Sayo, I think this is an extremely unlikely explanation given the spread of the myth. As we see it all over the world, if this idea was correct then the various peoples carried it with them from the time before the races spread and covered the globe. This would place the dating from at least 50,000 years ago.

 

Also from inows first quote, it can be seen that the myths are different enough to almost certainly preclude common ancestry.

 

Something that seems to distort peoples perception is that most seem to have a very Christian centric view. The biblical flood story is not the progenitor of the others. It is nothing more than one legend among many. Nor is it original, but cribs bits from the much older Babylonian and Sumerian versions.

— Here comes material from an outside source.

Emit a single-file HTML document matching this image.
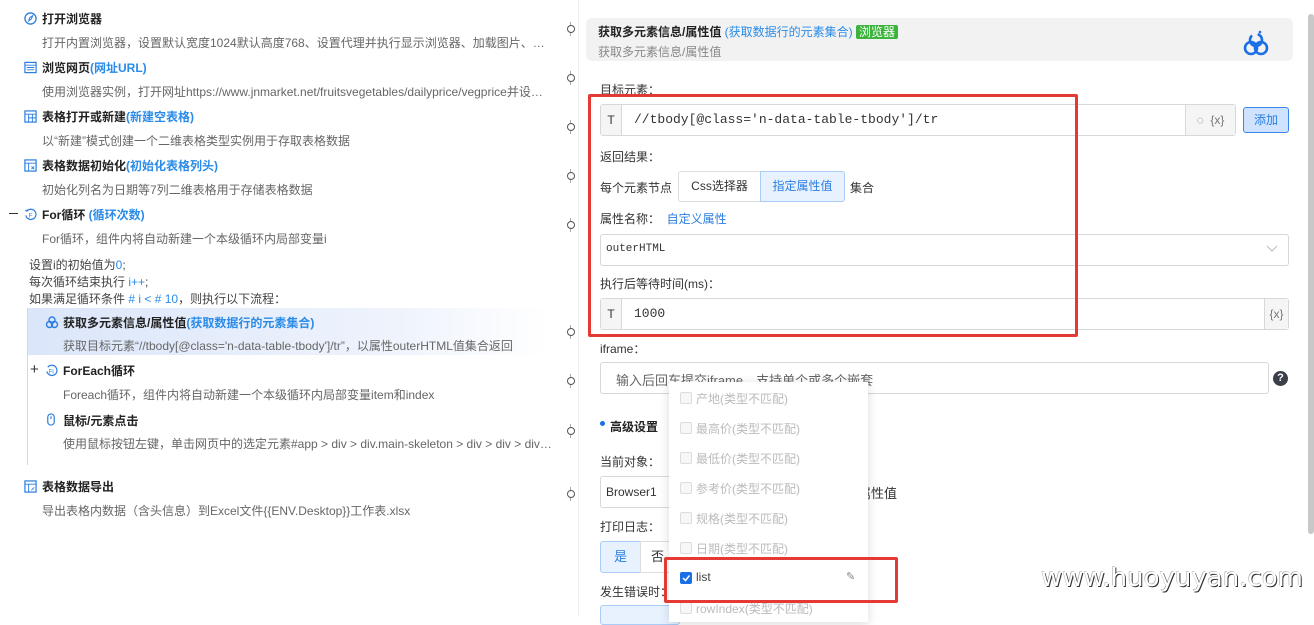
<!DOCTYPE html>
<html><head><meta charset="utf-8"><style>
*{box-sizing:border-box;margin:0;padding:0}
body{width:1314px;height:616px;overflow:hidden;background:#fff;font-family:"Liberation Sans","Noto Sans CJK SC",sans-serif;position:relative;color:#333}
.a{position:absolute;white-space:nowrap}
.t{font-size:12px;font-weight:bold;color:#222}
.d{font-size:12px;color:#666}
.b{color:#2a8be8}
.ic{position:absolute;width:13px;height:13px}
.con{position:absolute;width:6px;height:14px}
.con:before{content:"";position:absolute;left:0;top:3px;width:6px;height:6px;border:1px solid #555;border-radius:50%}
.con:after{content:"";position:absolute;left:2.5px;top:0;width:1px;height:14px;background:#555;clip-path:polygon(0 0,100% 0,100% 25%,0 25%,0 70%,100% 70%,100% 100%,0 100%)}
.lab{font-size:12px;color:#333}
.box{position:absolute;border:1px solid #d8d8d8;border-radius:3px;background:#fff}
.cell{position:absolute;top:0;bottom:0;background:#f5f5f5;border-right:1px solid #d8d8d8;font-size:12px;color:#333;display:flex;align-items:center;justify-content:center}
.mono{font-family:"Liberation Mono","DejaVu Sans Mono",monospace}
.cb{position:absolute;left:680px;width:12px;height:12px;border:1px solid #ddd;border-radius:2px;background:#f7f7f7}
.it{position:absolute;left:696px;font-size:12px;color:#bbb}
</style></head><body>

<!-- left panel -->
<svg class="ic" style="left:24px;top:12px" viewBox="0 0 14 14"><circle cx="7" cy="7" r="6" fill="none" stroke="#2a7de1" stroke-width="1.4"/><path d="M5 9.5l1.3-3.5 3-2-1.3 3.5z" fill="none" stroke="#2a7de1" stroke-width="1.1"/></svg>
<div class="a t" style="left:42px;top:10px">打开浏览器</div>
<div class="a d" style="left:42px;top:34px">打开内置浏览器，设置默认宽度1024默认高度768、设置代理并执行显示浏览器、加载图片、…</div>

<svg class="ic" style="left:24px;top:61px" viewBox="0 0 14 14"><rect x="1" y="1.5" width="12" height="11" fill="none" stroke="#2a7de1" stroke-width="1.3"/><path d="M1 4.5h12M3 7h8M3 9.5h8" stroke="#2a7de1" stroke-width="1"/></svg>
<div class="a t" style="left:42px;top:59px">浏览网页<span class="b">(网址URL)</span></div>
<div class="a d" style="left:42px;top:83px">使用浏览器实例，打开网址https://www.jnmarket.net/fruitsvegetables/dailyprice/vegprice并设…</div>

<svg class="ic" style="left:24px;top:110px" viewBox="0 0 14 14"><rect x="1" y="1" width="12" height="12" fill="none" stroke="#2a7de1" stroke-width="1.3"/><path d="M1 4.5h12M5 4.5v8.5M5 8.5h8M9 4.5v8.5" stroke="#2a7de1" stroke-width="1"/></svg>
<div class="a t" style="left:42px;top:108px">表格打开或新建<span class="b">(新建空表格)</span></div>
<div class="a d" style="left:42px;top:132px">以“新建”模式创建一个二维表格类型实例用于存取表格数据</div>

<svg class="ic" style="left:24px;top:159px" viewBox="0 0 14 14"><rect x="1" y="1" width="12" height="12" fill="none" stroke="#2a7de1" stroke-width="1.3"/><path d="M1 4.5h12M5 4.5v8.5M8 8l3 3M8 11l3-3" stroke="#2a7de1" stroke-width="1"/></svg>
<div class="a t" style="left:42px;top:157px">表格数据初始化<span class="b">(初始化表格列头)</span></div>
<div class="a d" style="left:42px;top:181px">初始化列名为日期等7列二维表格用于存储表格数据</div>

<div class="a" style="left:9px;top:213px;width:9px;height:1px;background:#333"></div>
<svg class="ic" style="left:24px;top:208px" viewBox="0 0 14 14"><path d="M3 3.5A5.5 5.5 0 1 1 2 8" fill="none" stroke="#2a7de1" stroke-width="1.3"/><path d="M1 2.5l2 1 .5-2" fill="none" stroke="#2a7de1" stroke-width="1"/><text x="5" y="10" font-size="7" fill="#2a7de1" font-family="Liberation Sans">F</text></svg>
<div class="a t" style="left:42px;top:206px">For循环 <span class="b">(循环次数)</span></div>
<div class="a d" style="left:42px;top:230px">For循环，组件内将自动新建一个本级循环内局部变量i</div>

<div class="a" style="left:29px;top:257px;font-size:12px;color:#444;line-height:17px">设置i的初始值为<span class="b">0</span>;<br>每次循环结束执行 <span class="b">i++</span>;<br>如果满足循环条件 <span class="b"># i &lt; # 10</span>，则执行以下流程：</div>

<div class="a" style="left:27px;top:308px;width:1px;height:157px;background:#d0d8e8"></div>
<div class="a" style="left:28px;top:308px;width:520px;height:47px;background:linear-gradient(90deg,#dbe6fa,#eef3fc 70%,#fff)"></div>
<svg class="ic" style="left:45px;top:315px;width:14px;height:14px" viewBox="0 0 14 14"><circle cx="7" cy="5" r="3" fill="none" stroke="#2a7de1" stroke-width="1.4"/><circle cx="4.5" cy="9.5" r="3" fill="none" stroke="#2a7de1" stroke-width="1.4"/><circle cx="9.5" cy="9.5" r="3" fill="none" stroke="#2a7de1" stroke-width="1.4"/></svg>
<div class="a t" style="left:63px;top:314px">获取多元素信息/属性值<span class="b">(获取数据行的元素集合)</span></div>
<div class="a d" style="left:63px;top:337px">获取目标元素“//tbody[@class='n-data-table-tbody']/tr”，以属性outerHTML值集合返回</div>

<div class="a" style="left:30px;top:361px;font-size:15px;color:#333">+</div>
<svg class="ic" style="left:45px;top:364px" viewBox="0 0 14 14"><path d="M3 3.5A5.5 5.5 0 1 1 2 8" fill="none" stroke="#2a7de1" stroke-width="1.3"/><text x="4" y="10" font-size="6.5" fill="#2a7de1" font-family="Liberation Sans">Fi</text></svg>
<div class="a t" style="left:63px;top:362px">ForEach循环</div>
<div class="a d" style="left:63px;top:386px">Foreach循环，组件内将自动新建一个本级循环内局部变量item和index</div>

<svg class="ic" style="left:46px;top:413px;width:10px" viewBox="0 0 10 14"><rect x="1.5" y="1" width="7" height="12" rx="3.5" fill="none" stroke="#2a7de1" stroke-width="1.3"/><path d="M5 3.5v3" stroke="#2a7de1" stroke-width="1.2"/></svg>
<div class="a t" style="left:63px;top:412px">鼠标/元素点击</div>
<div class="a d" style="left:63px;top:435px">使用鼠标按钮左键，单击网页中的选定元素#app &gt; div &gt; div.main-skeleton &gt; div &gt; div &gt; div…</div>

<svg class="ic" style="left:24px;top:480px" viewBox="0 0 14 14"><rect x="1" y="1" width="12" height="12" fill="none" stroke="#2a7de1" stroke-width="1.3"/><path d="M1 4.5h12M5 4.5v8.5M8 11l3-3" stroke="#2a7de1" stroke-width="1"/></svg>
<div class="a t" style="left:42px;top:478px">表格数据导出</div>
<div class="a d" style="left:42px;top:502px">导出表格内数据（含头信息）到Excel文件{{ENV.Desktop}}工作表.xlsx</div>

<div class="con" style="left:567px;top:22px"></div>
<div class="con" style="left:567px;top:71px"></div>
<div class="con" style="left:567px;top:120px"></div>
<div class="con" style="left:567px;top:169px"></div>
<div class="con" style="left:567px;top:218px"></div>
<div class="con" style="left:567px;top:325px"></div>
<div class="con" style="left:567px;top:374px"></div>
<div class="con" style="left:567px;top:424px"></div>
<div class="con" style="left:567px;top:487px"></div>
<div class="a" style="left:578px;top:0;width:1px;height:616px;background:#eee"></div>

<!-- right panel -->
<div class="a" style="left:586px;top:18px;width:707px;height:43px;background:#f2f2f2;border-radius:6px"></div>
<div class="a t" style="left:598px;top:23px">获取多元素信息/属性值 <span class="b" style="font-weight:normal">(获取数据行的元素集合)</span> <span style="background:#3cb33c;color:#fff;font-weight:normal;padding:0 3px;border-radius:2px">浏览器</span></div>
<div class="a d" style="left:598px;top:43px;color:#888">获取多元素信息/属性值</div>
<svg class="a" style="left:1241px;top:28px" width="30" height="30" viewBox="0 0 30 30"><circle cx="15" cy="12" r="6" fill="none" stroke="#1a6fe6" stroke-width="2.6" stroke-dasharray="30 6" transform="rotate(-60 15 12)"/><circle cx="10" cy="20" r="6" fill="none" stroke="#1a6fe6" stroke-width="2.6"/><circle cx="20" cy="20" r="6" fill="none" stroke="#1a6fe6" stroke-width="2.6"/><circle cx="19" cy="4" r="1.3" fill="#1a6fe6"/></svg>
<div class="a" style="left:1308px;top:14px;width:6px;height:520px;background:#c8c8c8;border-radius:3px"></div>

<div class="a lab" style="left:600px;top:81px">目标元素：</div>
<div class="box" style="left:600px;top:104px;width:636px;height:32px"><div class="cell" style="left:0;width:21px">T</div><div class="cell" style="left:auto;right:0;width:50px;border-right:0;border-left:1px solid #d8d8d8;color:#777">◌&nbsp;&nbsp;{x}</div></div>
<div class="a mono" style="left:634px;top:112px;font-size:13px;color:#333">//tbody[@class='n-data-table-tbody']/tr</div>
<div class="a" style="left:1243px;top:107px;width:46px;height:26px;background:#cfe3ff;border:1px solid #3a86ef;border-radius:3px;font-size:12px;color:#2a7de1;text-align:center;line-height:24px">添加</div>

<div class="a lab" style="left:600px;top:148px">返回结果：</div>
<div class="a lab" style="left:600px;top:179px">每个元素节点</div>
<div class="a" style="left:678px;top:171px;width:83px;height:31px;border:1px solid #ddd;border-radius:3px 0 0 3px;font-size:12px;line-height:29px;text-align:center">Css选择器</div>
<div class="a" style="left:760px;top:171px;width:85px;height:31px;border:1px solid #a9cdf7;background:#e8f2ff;border-radius:0 3px 3px 0;font-size:12px;line-height:29px;text-align:center;color:#2a7de1">指定属性值</div>
<div class="a lab" style="left:850px;top:179px">集合</div>
<div class="a lab" style="left:600px;top:210px">属性名称：&nbsp;&nbsp;<span style="color:#2a7de1">自定义属性</span></div>
<div class="box" style="left:600px;top:234px;width:689px;height:32px"></div>
<div class="a mono" style="left:606px;top:243px;font-size:11px;color:#333">outerHTML</div>
<svg class="a" style="left:1266px;top:245px" width="12" height="8"><path d="M1 1l5 5 5-5" fill="none" stroke="#bbb"/></svg>
<div class="a lab" style="left:600px;top:275px">执行后等待时间(ms)：</div>
<div class="box" style="left:600px;top:298px;width:689px;height:32px"><div class="cell" style="left:0;width:21px">T</div><div class="cell" style="left:auto;right:0;width:24px;border-right:0;border-left:1px solid #d8d8d8;color:#777">{x}</div></div>
<div class="a mono" style="left:634px;top:306px;font-size:13px">1000</div>
<div class="a" style="left:588px;top:94px;width:490px;height:243px;border:3px solid #e53935;border-radius:2px"></div>

<div class="a lab" style="left:600px;top:340px">iframe：</div>
<div class="box" style="left:600px;top:362px;width:669px;height:32px"></div>
<div class="a" style="left:616px;top:370px;font-size:13px;color:#666">输入后回车提交iframe，支持单个或多个嵌套</div>
<div class="a" style="left:1273px;top:371px;width:15px;height:15px;border-radius:50%;background:#3a3f4a;color:#fff;font-size:11px;font-weight:bold;text-align:center;line-height:15px">?</div>

<div class="a" style="left:600px;top:421px;width:5px;height:5px;border-radius:50%;background:#1a6fe6"></div>
<div class="a t" style="left:610px;top:418px">高级设置</div>
<div class="a lab" style="left:600px;top:453px">当前对象：</div>
<div class="box" style="left:600px;top:476px;width:90px;height:32px"></div>
<div class="a lab" style="left:606px;top:485px">Browser1</div>
<div class="a lab" style="left:858px;top:483px;font-size:13px">属性值</div>
<div class="a lab" style="left:600px;top:518px">打印日志：</div>
<div class="a" style="left:600px;top:541px;width:41px;height:32px;background:#e8f2ff;border:1px solid #a9cdf7;border-radius:3px 0 0 3px;color:#2a7de1;font-size:13px;text-align:center;line-height:30px">是</div>
<div class="a" style="left:640px;top:541px;width:40px;height:32px;border:1px solid #ddd;font-size:13px;line-height:30px;padding-left:10px">否</div>
<div class="a lab" style="left:600px;top:583px">发生错误时：</div>
<div class="a" style="left:600px;top:605px;width:80px;height:20px;background:#e8f2ff;border:1px solid #a9cdf7;border-radius:3px"></div>

<!-- dropdown -->
<div class="a" style="left:669px;top:382px;width:199px;height:240px;background:#fff;box-shadow:0 2px 10px rgba(0,0,0,.15)"></div>
<div class="cb" style="top:392px"></div><div class="it" style="top:390px">产地(类型不匹配)</div>
<div class="cb" style="top:422px"></div><div class="it" style="top:420px">最高价(类型不匹配)</div>
<div class="cb" style="top:452px"></div><div class="it" style="top:450px">最低价(类型不匹配)</div>
<div class="cb" style="top:482px"></div><div class="it" style="top:480px">参考价(类型不匹配)</div>
<div class="cb" style="top:512px"></div><div class="it" style="top:510px">规格(类型不匹配)</div>
<div class="cb" style="top:542px"></div><div class="it" style="top:540px">日期(类型不匹配)</div>
<div class="cb" style="top:572px;background:#1a6fe6;border-color:#1a6fe6"><svg width="10" height="10" style="position:absolute;left:0;top:0"><path d="M2 5l2.5 2.5L8.5 2.5" fill="none" stroke="#fff" stroke-width="1.5"/></svg></div><div class="it" style="top:570px;color:#444">list</div>
<div class="a" style="left:846px;top:570px;font-size:11px;color:#888">✎</div>
<div class="cb" style="top:602px"></div><div class="it" style="top:600px">rowIndex(类型不匹配)</div>
<div class="a" style="left:664px;top:557px;width:234px;height:46px;border:3px solid #e53935;border-radius:2px"></div>

<div class="a" style="left:1041px;top:563px;font-family:'DejaVu Sans',sans-serif;font-size:26px;color:#fff;letter-spacing:0;text-shadow:1px 1px 0 #333,-0.5px -0.5px 0 #999">www.huoyuyan.com</div>
</body></html>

TBH, we can actually ignore the biblical account for that reason.

 

Some of these stories come from areas quite familiar with "normal" floods. Sumer for example has deposits of silt from 4-6 feet thick, showing that phenomenal floods were known to these people. They simply rebuilt and civilisation continued.

and you have to remember that the legends will be spread between cultures when the interact for trading or whatever so it didn't have to happen everywhere.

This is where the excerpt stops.